As part of the 9/11 Family Steering Committee they helped form, the Jersey Girls monitored and often criticized the 9/11 Commission after they lobbied successfully for its creation. The Jersey Girls pressured the U.S. government for months to have National Security Adviser Condoleezza Rice testify in front of the Commission; when she refused to testify under oath in March 2004, "they walked out in silent protest." The White House, in a "dramatic about-face," gave in and Rice testified.

When it became clear to them that the Commission had omitted crucial information from its report, the widows called for a new independent panel. "I'm very disturbed, and I want to get some answers," said Breitweiser. "I want to know what the truth is." She called the 2004 findings "an utterly hollow report."

==Congressional testimony==
The Jersey Widows testified before a hearing chaired by Congresswoman Cynthia McKinney on July 22, 2005.

==Political controversy==
The Jersey Girls have been the target of attacks at various times. In 2004, Frank Rich wrote in the New York Times:

The phenomenon has sufficiently alarmed the White House that earlier in the month its media allies tried to discredit the 9/11 families, particularly the so-called 'Jersey Girls,' the four telegenic suburban widows who have forced the administration to reverse its stonewalling of the 9/11 commission at nearly every juncture. Rush Limbaugh labeled Kristen Breitweiser a Democratic operative. Bill O'Reilly sounded the alarm that 'some 9/11 families have aligned themselves with the far left.' But this stab at damage control went nowhere.
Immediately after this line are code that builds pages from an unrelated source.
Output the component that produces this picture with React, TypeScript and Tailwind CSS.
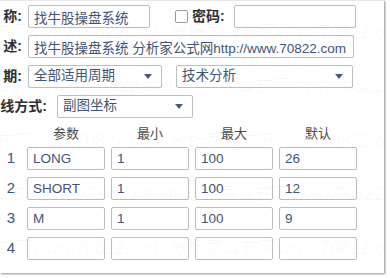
import React from 'react';

const FONT = "font-['Liberation_Sans','Noto_Sans_CJK_SC',sans-serif]";

const params = [
  { no: 1, name: 'LONG', min: '1', max: '100', def: '26' },
  { no: 2, name: 'SHORT', min: '1', max: '100', def: '12' },
  { no: 3, name: 'M', min: '1', max: '100', def: '9' },
  { no: 4, name: '', min: '', max: '', def: '' },
];

function Field({ value, className = '' }: { value: string; className?: string }) {
  return (
    <input
      readOnly
      value={value}
      className={`h-[23px] border border-[#bdbdbd] rounded-[2px] bg-white px-[5px] text-[13.5px] text-[#3f5478] outline-none ${className}`}
    />
  );
}

function Select({ value, className = '' }: { value: string; className?: string }) {
  return (
    <div
      className={`h-[23px] border border-[#bdbdbd] rounded-[2px] bg-white pl-[5px] pr-[9px] flex items-center justify-between text-[13.5px] text-[#3f5478] ${className}`}
    >
      <span>{value}</span>
      <svg width="8" height="5" viewBox="0 0 8 5">
        <path d="M0 0h8L4 5z" fill="#4a5a72" />
      </svg>
    </div>
  );
}

function Label({ text, className = '' }: { text: string; className?: string }) {
  return (
    <div className={`shrink-0 flex justify-end pr-[6px] text-[14px] font-bold text-[#2e2e2e] ${className}`}>
      {text}
    </div>
  );
}

export default function App() {
  return (
    <div className={`w-[390px] h-[278px] bg-white ${FONT}`}>
      <div className="relative w-[384px] h-[273px] bg-white border-t border-[#e6e6e6] shadow-[1px_1px_2px_rgba(0,0,0,0.45)] overflow-hidden">
        {/* form rows */}
        <div className="flex items-center mt-[4px]">
          <Label text="称:" className="w-[28px]" />
          <Field value="找牛股操盘系统" className="w-[122px]" />
          <div className="ml-[25px] w-[13px] h-[13px] border border-[#9a9a9a] rounded-[2px] bg-white" />
          <div className="ml-[4px] text-[14px] font-bold text-[#2e2e2e]">密码:</div>
          <Field value="" className="ml-[9px] w-[122px]" />
        </div>

        <div className="flex items-center mt-[7px]">
          <Label text="述:" className="w-[28px]" />
          <Field value="找牛股操盘系统 分析家公式网http://www.70822.com" className="w-[326px] pr-[2px]" />
        </div>

        <div className="flex items-center mt-[7px]">
          <Label text="期:" className="w-[28px]" />
          <Select value="全部适用周期" className="w-[134px]" />
          <Select value="技术分析" className="ml-[14px] w-[177px]" />
        </div>

        <div className="flex items-center mt-[7px]">
          <Label text="线方式:" className="w-[57px] pr-[10px]" />
          <Select value="副图坐标" className="w-[136px]" />
        </div>

        {/* parameter table */}
        <div className="grid grid-cols-[21px_78px_78px_78px_78px] gap-x-[6px] mt-[8px] text-[13px] text-[#4a4a4a]">
          <div />
          <div className="text-center h-[16px] leading-[16px]">参数</div>
          <div className="text-center h-[16px] leading-[16px]">最小</div>
          <div className="text-center h-[16px] leading-[16px]">最大</div>
          <div className="text-center h-[16px] leading-[16px]">默认</div>
        </div>

        <div className="mt-[5px] flex flex-col gap-[7px]">
          {params.map(p => (
            <div key={p.no} className="grid grid-cols-[21px_78px_78px_78px_78px] gap-x-[6px] items-center">
              <div className="text-center text-[15px] text-[#3f5478] pl-[1px]">{p.no}</div>
              <Field value={p.name} className="w-[78px]" />
              <Field value={p.min} className="w-[78px]" />
              <Field value={p.max} className="w-[78px]" />
              <Field value={p.def} className="w-[78px]" />
            </div>
          ))}
        </div>

        {/* watermark */}
        <div className="absolute inset-0 pointer-events-none text-[18px] text-[#000000]/[0.03] whitespace-nowrap">
          {[18, 72, 127, 180, 234].map((top, i) => (
            <div key={top} className="absolute left-0 right-0" style={{ top, marginLeft: i % 2 ? -62 : -76 }}>
              分析家公式网www.70822.com 分析家公式网www.70822.com 分析家公式网www.70822.com
            </div>
          ))}
        </div>
      </div>
    </div>
  );
}
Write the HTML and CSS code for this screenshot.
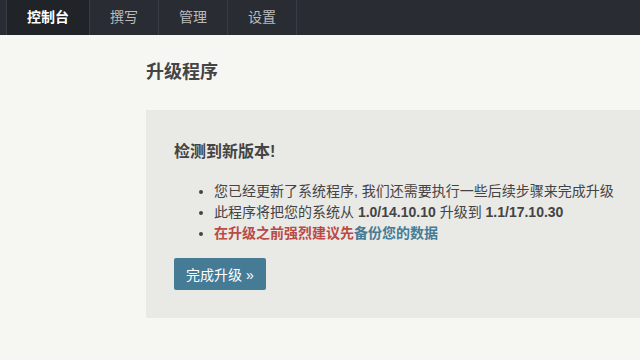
FILE: index.html
```html
<!DOCTYPE html>
<html lang="zh-CN">
<head>
    <meta charset="UTF-8">
    <meta name="viewport" content="width=device-width, initial-scale=1.0">
    <title>升级程序</title>
    <link rel="stylesheet" href="styles.css">
</head>
<body>

    <nav class="head-nav">
        <a class="nav-item active" href="#">控制台</a>
        <a class="nav-item" href="#">撰写</a>
        <a class="nav-item" href="#">管理</a>
        <a class="nav-item" href="#">设置</a>
    </nav>

    <div class="main">
        <h2 class="page-title">升级程序</h2>

        <div class="notice">
            <h3>检测到新版本!</h3>
            <ul>
                <li>您已经更新了系统程序, 我们还需要执行一些后续步骤来完成升级</li>
                <li>此程序将把您的系统从 <strong>1.0/14.10.10</strong> 升级到 <strong>1.1/17.10.30</strong></li>
                <li><strong class="warning">在升级之前强烈建议先<a href="#">备份您的数据</a></strong></li>
            </ul>
            <button class="btn-primary">完成升级 &raquo;</button>
        </div>
    </div>

</body>
</html>
```

FILE: styles.css
```css
:root {
    --nav-bg: #292d33;
    --nav-active: #202328;
    --nav-border: #383d45;
    --bg: #f6f6f3;
    --panel: #e9e9e6;
    --text: #444;
    --primary: #467b96;
    --warning: #b94a48;
}

body {
    font-family: 'Liberation Sans', 'Noto Sans CJK SC', sans-serif;
    font-size: 14px;
    background: var(--bg);
    color: var(--text);
    margin: 0;
}

.head-nav {
    display: flex;
    height: 35px;
    padding-left: 6px;
    background: var(--nav-bg);
}

.nav-item {
    display: block;
    padding: 0 20px;
    line-height: 35px;
    color: #bbb;
    text-decoration: none;
    border-right: 1px solid var(--nav-border);
}

.nav-item:first-child {
    border-left: 1px solid var(--nav-border);
}

.nav-item.active {
    background: var(--nav-active);
    color: #fff;
    font-weight: bold;
}

.main {
    padding-left: 146px;
}

.page-title {
    font-size: 18px;
    line-height: 24px;
    font-weight: bold;
    margin: 25px 0 26px;
}

.notice {
    background: var(--panel);
    padding: 30px 28px 28px;
}

.notice h3 {
    font-size: 16px;
    line-height: 24px;
    margin: 0 0 17px;
}

.notice ul {
    margin: 0 0 14px;
    padding-left: 40px;
    line-height: 21px;
}

.notice li {
    white-space: nowrap;
}

.warning {
    color: var(--warning);
}

.warning a {
    color: var(--primary);
    text-decoration: none;
}

.btn-primary {
    height: 32px;
    padding: 0 12px;
    border: none;
    border-radius: 2px;
    background: var(--primary);
    color: #fff;
    font-family: inherit;
    font-size: 14px;
    cursor: pointer;
}
```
In her book Godless: The Church of Liberalism (2006), conservative commentator Ann Coulter created a firestorm of controversy with her remarks about the Jersey Girls. Coulter wrote:

They first came together to complain that the $1.6 million average settlement to be paid to 9/11 victims' families by the government was not large enough ... These broads are millionaires, lionized on TV and in articles about them, reveling in their status as celebrities ... These self-obsessed women seemed genuinely unaware that 9/11 was an attack on our nation and acted as if the terrorist attacks happened only to them. ... I've never seen people enjoying their husbands' deaths so much ... the Democrat ratpack gals endorsed John Kerry for president ... cutting campaign commercials ... how do we know their husbands weren't planning to divorce these harpies? Now that their shelf life is dwindling, they'd better hurry up and appear in Playboy.

These statements received national attention after an interview on The Today Show, and were widely criticized. The Jersey Girls themselves also responded critically to Coulter's remarks. Kristen Breitweiser stated: "I'd like her to meet my daughter and tell her how anyone could enjoy their father's death ... She sounds like a very disturbed, unraveled person." Lorie Van Auken said she "was stunned by the vitriol"; and "Having my husband burn alive in a building brought me no joy. Watching it unfold on national TV and seeing it repeated endlessly was beyond what I could describe. Telling my children they would never see their father again was not fun. And we had no plans to divorce."

Nevertheless, Coulter has repeated her criticism of the Jersey Girls.

I feel sorry for all the widows of 9/11 ... [but] I do not believe that sanctifies their political message. ... They have attacked Bush, they have attacked Condoleezza Rice, they're cutting campaign commercials for Kerry. But we can't respond because their husbands died ... I think it's one of the ugliest things the left has done ... this idea that you need some sort of personal authenticity in order to make a political point ...

The New York Daily News reported that the Jersey Girls "tried to stay above the name-calling fray" by emphasizing that

the nation shouldn't focus on Coulter's words but on security problems like porous borders, wasteful Homeland Security funding and intelligence agencies that don't work together. 'Our only motivation ever was to make our nation safer,' they said in a statement. 'We have been slandered. Contrary to Ms. Coulter's statements, there was no joy in watching men that we loved burn alive. There was no happiness in telling our children that their fathers were never coming home again. We adored these men and miss them every day.'

And Senator Hillary Clinton found it "unimaginable that anyone in the public eye could launch a vicious, mean-spirited attack on people whom I've known over the last four and a half years to be concerned deeply about the safety and security of our country."

After the 9/11 Commission issued its report, the Jersey Girls pressured the Administration to follow its recommendations. They specifically commended the Commission for not politicizing blame in the report. "The USS Cole was bombed under Clinton's watch, and 9/11 happened under Bush's watch," said Rosemary Dillard. "I don't blame either administration; I blame the people who were reporting to them." As the 2004 election neared, the widows criticized Bush for the failure to enact the recommendations of the commission; many interpreted this as an endorsement of Bush's opponent John Kerry; the New York Times reported, "In a statement clearly meant to influence voters in next week's election, the group did not explicitly endorse Senator John Kerry, the Democratic presidential candidate, but said Mr. Bush had 'allowed members of his own party to derail the legislative process.'" There were other 9/11 victims' families who supported the Bush campaign. For example, Debra Burlingame, whose brother flew in the plane that was crashed into the Pentagon, responded to the widows: "The Jersey Girls criticized President Bush because he wasn't rounding up Arabs in airport lounges before Sept. 11. These are the same people who are now decrying the use of the Patriot Act."

==Media appearances==
The Jersey Widows were interviewed on the television series NOW on PBS and in the documentary film 9/11: Press for Truth (2006).

==Recognition==
Kristen Breitweiser won the Ron Ridenhour Prize for "truth-telling", in 2005, for her work with the Jersey Girls.